In the world of the coordinate plane, ordered pairs play a fundamental role in pinpointing exact locations. An ordered pair is composed of two numbers, encapsulated within parentheses, such as \((x, y)\). These numbers represent positions on the coordinate plane, with \(x\) indicating the horizontal position and \(y\) depicting the vertical position. This format allows us to precisely specify any point's location on the plane.

To make it easier:

• The first number in the pair is the x-coordinate.
• The second number is the y-coordinate.

For example, looking at point A(1,4), the coordinates suggest moving right one unit along the x-axis and up four units on the y-axis from the origin. Understanding this format ensures you can accurately plot any point you encounter.

Plotting points on a coordinate plane is a practical application of ordered pairs. The process involves two main steps for each point: understanding the movement along the x-axis and then the y-axis. Let's break it down:

• Start at the Origin: This is the point (0,0) where both axes intersect.
• Move Along the X-Axis: Depending on the x-coordinate, move right for positive values and left for negative values.
• Move Along the Y-Axis: From your position on the x-axis, move up for positive y-values and down for negative y-values.
• Mark the Point: Once you reach the designated location, mark the point clearly and label it as specified.

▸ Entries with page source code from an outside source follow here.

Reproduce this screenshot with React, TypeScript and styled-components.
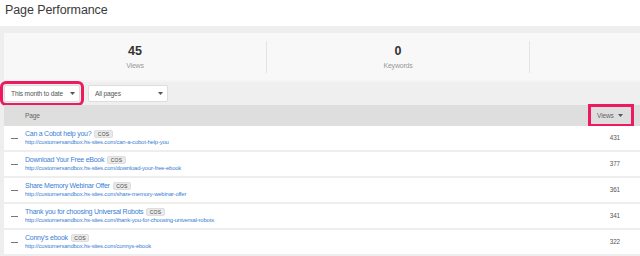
import styled, { createGlobalStyle } from 'styled-components'

type PageRow = {
  title: string
  url: string
  views: number
}

const rows: PageRow[] = [
  { title: 'Can a Cobot help you?', url: 'http://customersandbox.hs-sites.com/can-a-cobot-help-you', views: 431 },
  { title: 'Download Your Free eBook', url: 'http://customersandbox.hs-sites.com/download-your-free-ebook', views: 377 },
  { title: 'Share Memory Webinar Offer', url: 'http://customersandbox.hs-sites.com/share-memory-webinar-offer', views: 361 },
  { title: 'Thank you for choosing Universal Robots', url: 'http://customersandbox.hs-sites.com/thank-you-for-choosing-universal-robots', views: 341 },
  { title: "Conny's ebook", url: 'http://customersandbox.hs-sites.com/connys-ebook', views: 322 }
]

const stats = [
  { value: '45', label: 'Views' },
  { value: '0', label: 'Keywords' },
  { value: '', label: 'I' }
]

const Caret = () => (
  <svg width="5" height="3" viewBox="0 0 5 3">
    <path d="M0 0 L5 0 L2.5 3 Z" fill="#555" />
  </svg>
)

const App = () => {
  return (
    <>
      <GlobalStyle />
      <Page>
        <TitleBar>Page Performance</TitleBar>
        <Body>
          <StatsCard>
            {stats.map((s, i) => (
              <Stat key={i} $last={i === stats.length - 1}>
                {s.value && <StatValue>{s.value}</StatValue>}
                <StatLabel $edge={i === stats.length - 1}>{s.label}</StatLabel>
              </Stat>
            ))}
          </StatsCard>

          <FilterBar>
            <Select $width={76} $highlight>
              <span>This month to date</span>
              <Caret />
            </Select>
            <Select $width={80}>
              <span>All pages</span>
              <Caret />
            </Select>
          </FilterBar>

          <HeaderRow>
            <HeaderCell>Page</HeaderCell>
            <SortButton>
              Views <Caret />
            </SortButton>
          </HeaderRow>

          {rows.map((row) => (
            <Row key={row.url}>
              <Dash />
              <RowMain>
                <RowTitle>
                  <Link>{row.title}</Link>
                  <Badge>COS</Badge>
                </RowTitle>
                <Url>{row.url}</Url>
              </RowMain>
              <Count>{row.views}</Count>
            </Row>
          ))}
        </Body>
      </Page>
    </>
  )
}

const GlobalStyle = createGlobalStyle`
  html, body {
    margin: 0;
    padding: 0;
    background: #fff;
    font-family: "Liberation Sans", Arial, sans-serif;
  }
`

const Page = styled.div`
  width: 640px;
  height: 256px;
  overflow: hidden;
`

const TitleBar = styled.h1`
  margin: 0;
  height: 26px;
  padding: 3px 0 0 5px;
  box-sizing: border-box;
  font-size: 12.5px;
  font-weight: normal;
  color: #3a3a3a;
  line-height: 14px;
  letter-spacing: -0.1px;
`

const Body = styled.div`
  background: #eeeeee;
  padding: 7px 0 0 4px;
  display: flex;
  flex-direction: column;
`

const StatsCard = styled.div`
  display: flex;
  height: 47px;
  background: #f8f8f8;
  align-items: center;
`

const Stat = styled.div<{ $last?: boolean }>`
  flex: 0 0 262px;
  height: 32px;
  display: flex;
  flex-direction: column;
  align-items: center;
  justify-content: center;
  border-right: ${(p) => (p.$last ? 'none' : '1px solid #e4e4e4')};
`

const StatValue = styled.div`
  font-size: 12.5px;
  font-weight: bold;
  color: #333;
  line-height: 13px;
`

const StatLabel = styled.div<{ $edge?: boolean }>`
  font-size: 7px;
  letter-spacing: -0.2px;
  color: #999;
  margin-top: 4px;
  align-self: ${(p) => (p.$edge ? 'flex-start' : 'center')};
  margin-left: ${(p) => (p.$edge ? '110px' : '0')};
  padding-top: ${(p) => (p.$edge ? '14px' : '0')};
`

const FilterBar = styled.div`
  display: flex;
  align-items: center;
  gap: 8px;
  height: 25px;
  background: #efefef;
  border-top: 2px solid #f4f4f4;
  box-sizing: border-box;
`

const Select = styled.div<{ $width: number; $highlight?: boolean }>`
  width: ${(p) => p.$width}px;
  height: 17px;
  box-sizing: border-box;
  background: #fff;
  border: 1px solid #ddd;
  border-radius: 2px;
  display: flex;
  align-items: center;
  justify-content: space-between;
  padding: 0 4px 0 6px;
  font-size: 6.6px;
  letter-spacing: -0.15px;
  color: #555;
  white-space: nowrap;
  outline: ${(p) => (p.$highlight ? '3px solid #ec1a5e' : 'none')};
  outline-offset: 1px;
`

const HeaderRow = styled.div`
  display: flex;
  align-items: center;
  justify-content: space-between;
  height: 21px;
  background: #dedede;
  padding-left: 21px;
`

const HeaderCell = styled.span`
  font-size: 6.6px;
  letter-spacing: -0.15px;
  color: #666;
`

const SortButton = styled.span`
  display: flex;
  align-items: center;
  gap: 4px;
  width: 40px;
  height: 17px;
  box-sizing: border-box;
  padding-left: 6px;
  margin-right: 9px;
  font-size: 6.6px;
  letter-spacing: -0.15px;
  color: #666;
  outline: 3px solid #ec1a5e;
`

const Row = styled.div`
  display: flex;
  align-items: center;
  height: 26px;
  background: #fff;
  border-bottom: 2px solid #eeeeee;
  box-sizing: border-box;
  padding-left: 7px;
`

const Dash = styled.span`
  width: 7px;
  height: 1px;
  background: #777;
  margin-top: 1px;
`

const RowMain = styled.div`
  flex: 1;
  margin-left: 7px;
  display: flex;
  flex-direction: column;
  gap: 1px;
`

const RowTitle = styled.div`
  display: flex;
  align-items: center;
  gap: 3px;
  height: 8px;
`

const Link = styled.span`
  font-size: 7px;
  letter-spacing: -0.25px;
  line-height: 8px;
  color: #3b80d4;
`

const Badge = styled.span`
  font-size: 5px;
  color: #444;
  background: #eaeaea;
  border: 1px solid #ddd;
  border-radius: 2px;
  padding: 0 2.5px;
  line-height: 6px;
  letter-spacing: 0.2px;
`

const Url = styled.span`
  font-size: 5.9px;
  letter-spacing: -0.17px;
  line-height: 7px;
  color: #3b80d4;
`

const Count = styled.span`
  font-size: 6.3px;
  letter-spacing: -0.1px;
  color: #555;
  margin-right: 20px;
  margin-top: -1px;
`

export default App
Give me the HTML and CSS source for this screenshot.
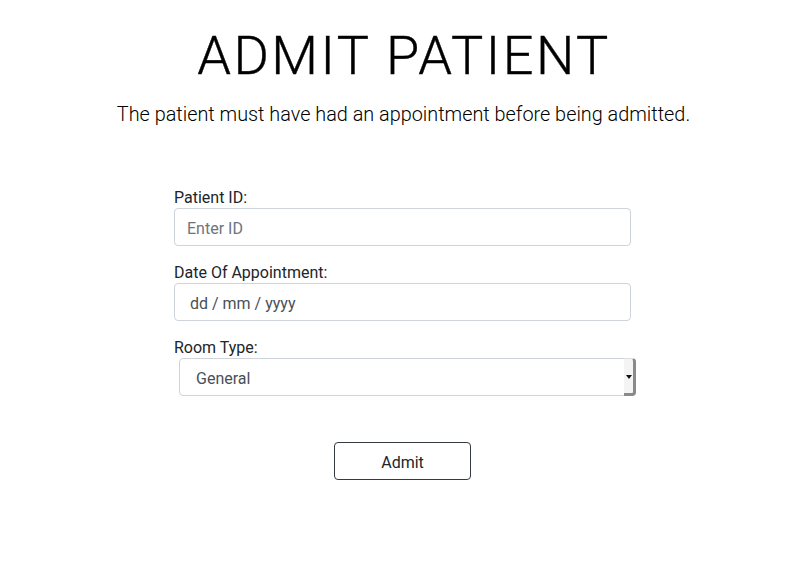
FILE: index.html
```html
<!DOCTYPE html>
<html lang="en">
<head>
<meta charset="utf-8">
<title>Admit Patient</title>
<link rel="stylesheet" href="styles.css">
</head>
<body>
<main class="page">
  <h1 class="title">ADMIT PATIENT</h1>
  <p class="subtitle">The patient must have had an appointment before being admitted.</p>
  <form class="form">
    <div class="group">
      <label class="label" for="pid">Patient ID:</label>
      <input class="control" id="pid" type="text" placeholder="Enter ID">
    </div>
    <div class="group">
      <label class="label" for="doa">Date Of Appointment:</label>
      <div class="control date">dd / mm / yyyy</div>
    </div>
    <div class="group">
      <label class="label" for="room">Room Type:</label>
      <div class="select-wrap">
        <div class="control select" id="room">General</div>
        <span class="select-btn"><span class="arrow"></span></span>
      </div>
    </div>
    <div class="actions">
      <button class="btn" type="button">Admit</button>
    </div>
  </form>
</main>
</body>
</html>
```

FILE: styles.css
```css
* { box-sizing: border-box; }
html, body { margin: 0; padding: 0; background: #fff; }
body {
  font-family: Roboto, "Noto Sans", sans-serif;
  color: #212529;
}
.page {
  display: flex;
  flex-direction: column;
  align-items: center;
  padding: 24px 0 0 13px;
}
.title {
  margin: 0;
  font-size: 54px;
  font-weight: 300;
  letter-spacing: 2.5px;
  line-height: 64px;
  color: #000;
  padding-left: 3px;
  -webkit-text-stroke: 0.4px #000;
}
.subtitle {
  margin: 13px 0 0;
  font-size: 19.85px;
  font-weight: 300;
  line-height: 28px;
  color: #000;
  padding-left: 2px;
}
.form {
  width: 457px;
  margin-top: 56px;
  display: flex;
  flex-direction: column;
}
.group { display: flex; flex-direction: column; margin-bottom: 14px; }
.label {
  font-size: 16px;
  line-height: 20px;
  margin: 3px 0 0;
  color: #212529;
}
.control {
  height: 38px;
  width: 100%;
  border: 1px solid #ced4da;
  border-radius: 4px;
  padding: 0 12px;
  font-family: Roboto, "Noto Sans", sans-serif;
  font-size: 16px;
  color: #495057;
  background: #fff;
  outline: none;
  display: flex;
  align-items: center;
  padding-top: 2px;
}
.control::placeholder { color: #6c757d; }
.date { padding-left: 15px; }
.select-wrap {
  position: relative;
  margin-left: 5px;
  width: 457px;
}
.select { padding-left: 16px; }
.select-btn {
  position: absolute;
  right: 0;
  top: 0;
  width: 12px;
  height: 38px;
  background: #f4f4f4;
  border-right: 3px solid #8a8a8a;
  border-bottom: 3px solid #8a8a8a;
  border-top: 1px solid #ddd;
  border-radius: 0 4px 4px 0;
  display: flex;
  align-items: center;
  justify-content: center;
}
.arrow {
  width: 0;
  height: 0;
  border-left: 3px solid transparent;
  border-right: 3px solid transparent;
  border-top: 4px solid #111;
  margin-top: 1px;
}
.actions {
  display: flex;
  justify-content: center;
  margin-top: 32px;
}
.btn {
  width: 137px;
  height: 38px;
  border: 1px solid #343a40;
  border-radius: 4px;
  background: #fff;
  font-family: Roboto, "Noto Sans", sans-serif;
  font-size: 16px;
  color: #212529;
  padding: 2px 0 0;
}
```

For instance, to plot point B, given by B(-2,-1), start at the origin, move two units left and one unit down, and mark it as B. Repeat similar steps for other points to visualize data.

The coordinate system is a method used to define and locate points on a plane using ordered pairs. This system consists of two infinite, perpendicular lines called axes:

• The Horizontal Axis: Known as the x-axis, it runs left to right.
• The Vertical Axis: Known as the y-axis, it runs up and down.

Where these axes intersect is the origin (0,0). From the origin, any point's position can be described using an ordered pair. The plane is divided into four sections known as quadrants:

1. **First Quadrant**: Both x and y are positive. 2. **Second Quadrant**: x is negative, y is positive. 3. **Third Quadrant**: Both x and y are negative. 4. **Fourth Quadrant**: x is positive, y is negative.
Understanding the layout of the coordinate system helps in visualizing mathematical concepts and solving problems like those in the given exercise.